Weekly Market Review –April 25–29 2016
Earnings season is upon us. Last week Microsoft and Google fell 5.41% and 7.17% respectively. On Tuesday after the markets close Apple and Twitter are scheduled to report their earnings, while Amazon is scheduled to report theirs on Thursday.
At the end of the last week’s trading session many of the major currencies dropped significantly. The Japanese yen fell against the USD by a whopping 2.57% while the Swiss franc fell by 1.19%. The New Zealand dollar and the euro fell by 0.81% and 0.43% respectively. The Australian dollar remained almost unchanged at -0.08%. On the other hand the Canadian dollar (+ 1.17%) and British pound (+ 1.54%) both rose.

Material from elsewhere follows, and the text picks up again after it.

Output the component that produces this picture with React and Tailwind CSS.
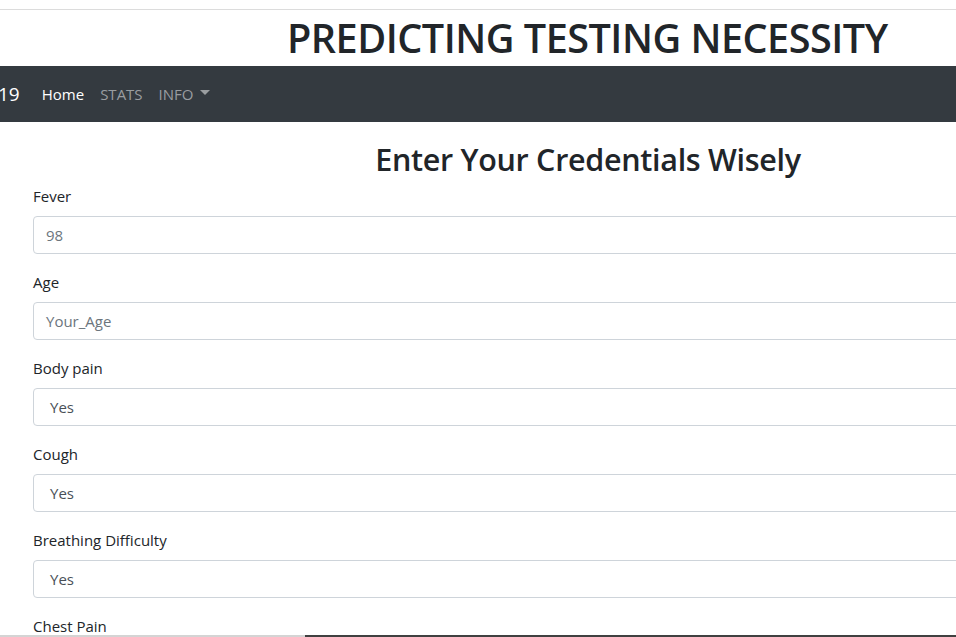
import React from "react";

const font = { fontFamily: '"Open Sans", "Noto Sans", sans-serif' };

function Field({ label, value, placeholder, select }) {
  return (
    <div className="mb-4">
      <label className="block mb-2 text-[15px] leading-6 text-[#212529]">{label}</label>
      <div className="w-[1100px] h-[38px] border border-[#ced4da] rounded-[4px] bg-white flex items-center">
        {select ? (
          <span className="pl-4 pt-px text-[15px] text-[#495057]">{value}</span>
        ) : (
          <span className="pl-3 pt-px text-[15px] text-[#6c757d]">{placeholder}</span>
        )}
      </div>
    </div>
  );
}

export default function App() {
  return (
    <div className="w-[956px] h-[637px] overflow-hidden bg-white relative" style={font}>
      <div className="h-[9px]" />
      <div className="h-px bg-[#dcdcdc]" />
      <div className="h-[56px] flex items-center">
        <h1 className="ml-[287px] whitespace-nowrap text-[39.6px] font-semibold text-[#212529] leading-none tracking-[-0.5px] pt-[2px]">
          PREDICTING TESTING NECESSITY
        </h1>
      </div>
      <nav className="h-[56px] bg-[#343a40] flex items-center">
        <span className="text-[19px] text-white -ml-[2px] mr-[22px]">19</span>
        <span className="text-[15px] text-white mr-4">Home</span>
        <span className="text-[15px] text-[#9a9da0] mr-4">STATS</span>
        <span className="text-[15px] text-[#9a9da0] flex items-center">
          INFO
          <svg width="10" height="6" viewBox="0 0 10 6" className="ml-[6px] mb-[2px]">
            <path d="M0 0 L10 0 L5 5 Z" fill="#9a9da0" />
          </svg>
        </span>
      </nav>
      <div className="h-[18px]" />
      <h2 className="text-center w-[1176px] text-[30.5px] leading-[38px] font-semibold text-[#212529] tracking-[-0.3px]">
        Enter Your Credentials Wisely
      </h2>
      <div className="pl-[33px] pt-[6px]">
        <Field label="Fever" placeholder="98" />
        <Field label="Age" placeholder="Your_Age" />
        <Field label="Body pain" value="Yes" select />
        <Field label="Cough" value="Yes" select />
        <Field label="Breathing Difficulty" value="Yes" select />
        <Field label="Chest Pain" value="Yes" select />
      </div>
      <div className="absolute left-0 right-0 bottom-0 h-[2px] flex">
        <div className="w-[305px] bg-[#d4d4d4]" />
        <div className="flex-1 bg-[#404040]" />
      </div>
    </div>
  );
}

Last week’s ECB meeting and the subsequent interest rated decision was by the far the most important event that occurred. Most attention was paid to the press conference given by ECB President, Mario Draghi. During his speech, Draghi mentioned that patience will be required in order to fully comprehend the ramifications of March’s rate slash. At the same time, he reiterated the possibility of further easing measures, which caused the euro to fall against most of the major currencies including the U.S. dollar. This week’s the main events will be the interest rate decisions given over by the Reserve Bank of New Zealand, U.S. Federal Reserve and the Bank of Japan.
Although the failed Doha summit caused the U.S. stock markets to plummet early last week, the markets recovered rather quickly and all losses were recouped. This occurred as new talks were scheduled to be held in the month of June. However, earnings season in U.S. additionally made its presence felt on the markets. Most companies missed the mark as they failed to meet expectations, with the biggest disappointments coming from Microsoft and Google. This week on Tuesday major companies Apple and Twitter are due to report their earnings which should greatly affect the market as a whole.
The European stock markets followed their American counterparts and additionally opened last week with a dud as the threat of cheap oil made its mark. However, much like the U.S. the gap was ultimately eliminated. European stock exchanges were further supported by the ECB’s decision to maintain the interest rate levels. This week, investors will closely monitor the Bank of Japan the U.S. Federal Reserve’s decisions regarding their interest rates.
During the first half of last week, gold prices displayed significant growth, which was caused by a general decline in the USD. However, during the second half of the week, the situation changed dramatically as investors decided to claim their profits. Additionally, Thursday’s better than expected U.S. labor market data helped spur the USD further, with the number of initial jobless claims dropping to its lowest level in the last 43 years. With regards to this week gold prices will depend heavily upon Wednesday’s upcoming FOMC meeting scheduled for 18:00 GMT.